The qissas which have come down to us through oral tradition have gone through numerous retellings and innovations at the hands of master storytellers, and we have yet to fully understand the many purposes to which they may have been employed during different periods in history. Before we criticise their structure, we must allow for the possibility of their still undocumented uses.
Another such text is the Qissa-i-Pur-Asar, Daafa-i-Dard-i-Nim-Sar [An Efficacious Qissa, the Dispeller of Migraines] compiled by Syed Amjad Husain in 1885. According to the compiler, sometime in the 19th century, an epidemic of migraine spread among the people and, although all manner of cures and invocations were employed, nothing brought relief.

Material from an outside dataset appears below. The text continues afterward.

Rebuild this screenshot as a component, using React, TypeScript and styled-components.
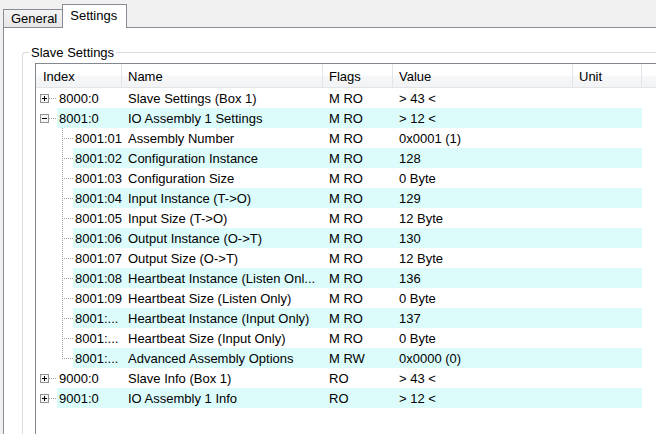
import React from "react";
import styled, { createGlobalStyle } from "styled-components";

const GlobalStyle = createGlobalStyle`
  html, body { margin: 0; padding: 0; background: #f0f0f0; }
  body { font-family: "Liberation Sans", Arial, sans-serif; font-size: 13px; color: #000; }
`;

type Row = {
  index: string;
  name: string;
  flags: string;
  value: string;
  level: 0 | 1;
  expander?: "+" | "-";
  last?: boolean;
};

const rows: Row[] = [
  { index: "8000:0", name: "Slave Settings (Box 1)", flags: "M RO", value: "> 43 <", level: 0, expander: "+" },
  { index: "8001:0", name: "IO Assembly 1 Settings", flags: "M RO", value: "> 12 <", level: 0, expander: "-" },
  { index: "8001:01", name: "Assembly Number", flags: "M RO", value: "0x0001 (1)", level: 1 },
  { index: "8001:02", name: "Configuration Instance", flags: "M RO", value: "128", level: 1 },
  { index: "8001:03", name: "Configuration Size", flags: "M RO", value: "0 Byte", level: 1 },
  { index: "8001:04", name: "Input Instance (T->O)", flags: "M RO", value: "129", level: 1 },
  { index: "8001:05", name: "Input Size (T->O)", flags: "M RO", value: "12 Byte", level: 1 },
  { index: "8001:06", name: "Output Instance (O->T)", flags: "M RO", value: "130", level: 1 },
  { index: "8001:07", name: "Output Size (O->T)", flags: "M RO", value: "12 Byte", level: 1 },
  { index: "8001:08", name: "Heartbeat Instance (Listen Onl...", flags: "M RO", value: "136", level: 1 },
  { index: "8001:09", name: "Heartbeat Size (Listen Only)", flags: "M RO", value: "0 Byte", level: 1 },
  { index: "8001:...", name: "Heartbeat Instance (Input Only)", flags: "M RO", value: "137", level: 1 },
  { index: "8001:...", name: "Heartbeat Size (Input Only)", flags: "M RO", value: "0 Byte", level: 1 },
  { index: "8001:...", name: "Advanced Assembly Options", flags: "M RW", value: "0x0000 (0)", level: 1, last: true },
  { index: "9000:0", name: "Slave Info (Box 1)", flags: "RO", value: "> 43 <", level: 0, expander: "+" },
  { index: "9001:0", name: "IO Assembly 1 Info", flags: "RO", value: "> 12 <", level: 0, expander: "+" },
];

const COLS = { index: 86, name: 201, flags: 70, value: 180, unit: 69 };

const Window = styled.div`
  width: 656px;
  height: 434px;
  overflow: hidden;
  display: flex;
  flex-direction: column;
  background: #f0f0f0;
`;

const TabStrip = styled.div`
  height: 27px;
  display: flex;
  align-items: flex-end;
  padding-left: 3px;
  position: relative;
  z-index: 1;
`;

const Tab = styled.div<{ $active?: boolean }>`
  box-sizing: border-box;
  display: flex;
  align-items: center;
  height: ${(p) => (p.$active ? 24 : 18)}px;
  margin-bottom: ${(p) => (p.$active ? -1 : 0)}px;
  padding: ${(p) => (p.$active ? "0 9px 2px 7px" : "0 5px 1px 7px")};
  border: 1px solid #898c95;
  border-bottom: none;
  ${(p) => (p.$active ? "" : "border-right: none;")}
  background: ${(p) => (p.$active ? "#ffffff" : "linear-gradient(#f2f2f2, #e6e6e6)")};
  font-size: 13px;
  white-space: nowrap;
`;

const Panel = styled.div`
  flex: 1;
  margin-left: 3px;
  background: #ffffff;
  border-top: 1px solid #898c95;
  border-left: 1px solid #898c95;
  padding: 24px 0 0 18px;
  display: flex;
  min-height: 0;
`;

const GroupBox = styled.div`
  position: relative;
  flex: 1;
  border-top: 1px solid #dcdcdc;
  border-left: 1px solid #dcdcdc;
  border-top-left-radius: 3px;
  padding: 10px 0 0 12px;
  display: flex;
  min-height: 0;
`;

const GroupCaption = styled.span`
  position: absolute;
  top: -8px;
  left: 6px;
  padding: 0 2px;
  background: #ffffff;
  font-size: 13px;
  line-height: 16px;
`;

const ListView = styled.div`
  width: 700px;
  flex-shrink: 0;
  border-top: 1px solid #828790;
  border-left: 1px solid #828790;
  background: #ffffff;
`;

const Header = styled.div`
  display: flex;
  height: 23px;
  border-bottom: 1px solid #e2e4e7;
  background: linear-gradient(#ffffff 0%, #ffffff 45%, #f6f7f8 55%, #f2f3f5 100%);
`;

const HeaderCell = styled.div<{ $w?: number; $pad?: number }>`
  box-sizing: border-box;
  ${(p) => (p.$w ? `width: ${p.$w}px;` : "flex: 1;")}
  flex-shrink: 0;
  display: flex;
  align-items: center;
  padding: 1px 0 0 ${(p) => p.$pad ?? 6}px;
  border-right: 1px solid #e3e5e8;
  font-size: 13px;
  white-space: nowrap;
`;

const RowLine = styled.div`
  display: flex;
  height: 20px;
`;

const Gutter = styled.div<{ $w: number }>`
  width: ${(p) => p.$w}px;
  flex-shrink: 0;
  height: 20px;
  svg {
    display: block;
  }
`;

const RowBody = styled.div<{ $alt: boolean }>`
  display: flex;
  height: 20px;
  background: ${(p) => (p.$alt ? "#dcfcfc" : "transparent")};
`;

const Cell = styled.div<{ $w: number; $pad?: number }>`
  box-sizing: border-box;
  width: ${(p) => p.$w}px;
  height: 20px;
  flex-shrink: 0;
  padding: 1px 0 0 ${(p) => p.$pad ?? 6}px;
  font-size: 13px;
  line-height: 19px;
  white-space: nowrap;
  overflow: hidden;
`;

const DOT = "#a0a0a0";

function Expander({ sign }: { sign: "+" | "-" }) {
  return (
    <svg width="21" height="20" viewBox="0 0 21 20">
      <rect x="4.5" y="6.5" width="8" height="8" fill="#f6f6f6" stroke="#919191" />
      <line x1="6" y1="10.5" x2="11" y2="10.5" stroke="#000" />
      {sign === "+" && <line x1="8.5" y1="8" x2="8.5" y2="13" stroke="#000" />}
      <line x1="13" y1="10.5" x2="21" y2="10.5" stroke={DOT} strokeDasharray="1 1" />
    </svg>
  );
}

function ChildLines({ last }: { last?: boolean }) {
  return (
    <svg width="37" height="20" viewBox="0 0 37 20">
      <line x1="26.5" y1="0" x2="26.5" y2={last ? 11 : 20} stroke={DOT} strokeDasharray="1 1" />
      <line x1="28" y1="10.5" x2="37" y2="10.5" stroke={DOT} strokeDasharray="1 1" />
    </svg>
  );
}

export default function App() {
  return (
    <>
      <GlobalStyle />
      <Window>
        <TabStrip>
          <Tab>General</Tab>
          <Tab $active>Settings</Tab>
        </TabStrip>
        <Panel>
          <GroupBox>
            <GroupCaption>Slave Settings</GroupCaption>
            <ListView>
              <Header>
                <HeaderCell $w={COLS.index} $pad={7}>Index</HeaderCell>
                <HeaderCell $w={COLS.name}>Name</HeaderCell>
                <HeaderCell $w={COLS.flags}>Flags</HeaderCell>
                <HeaderCell $w={COLS.value}>Value</HeaderCell>
                <HeaderCell $w={COLS.unit}>Unit</HeaderCell>
                <HeaderCell />
              </Header>
              {rows.map((r, i) => {
                const gw = r.level === 0 ? 21 : 37;
                return (
                  <RowLine key={i}>
                    <Gutter $w={gw}>
                      {r.level === 0 ? <Expander sign={r.expander ?? "+"} /> : <ChildLines last={r.last} />}
                    </Gutter>
                    <RowBody $alt={i % 2 === 1}>
                      <Cell $w={COLS.index - gw} $pad={2}>{r.index}</Cell>
                      <Cell $w={COLS.name}>{r.name}</Cell>
                      <Cell $w={COLS.flags}>{r.flags}</Cell>
                      <Cell $w={COLS.value}>{r.value}</Cell>
                      <Cell $w={COLS.unit}></Cell>
                    </RowBody>
                  </RowLine>
                );
              })}
            </ListView>
          </GroupBox>
        </Panel>
      </Window>
    </>
  );
}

Finally, one of Syed Amjad Husain’s aunts, who knew a qissa which cured migraine, was sent for and, with her narration, she healed everyone who listened to it.
The haunting qissa describes bird-like creatures called adh kapari [half-head] — a term also used for migraine — which make a nest in a raja’s palace. The rani invites trouble by killing the young of the adh kaparis, in retribution for which the royal offspring begin dying of migraine, until only one girl is left.
The parents marry off this underage daughter to a Brahmin to send her away from them and whatever curse had fallen upon their family. One day, the parents decide to visit their daughter, and set out on the journey bearing a gift. While the curse that had befallen them had not yet been lifted, we can imagine a happy ending, as the qissa comes to a stop after proposing the formula for the cure of migraine.
My friend Professor Abdur Rasheed has coined the term ilaaj bil qissa [cure by qissa] for this literary phenomenon. I would venture that, even if one is sound of body and mind, a book of qissas is the best restorative one could have.
After all — as recorded by Amjad Husain — where both medicine and supplications could not alleviate migraines, it was a qissa which brought the people relief.
The columnist is a novelist, author and translator.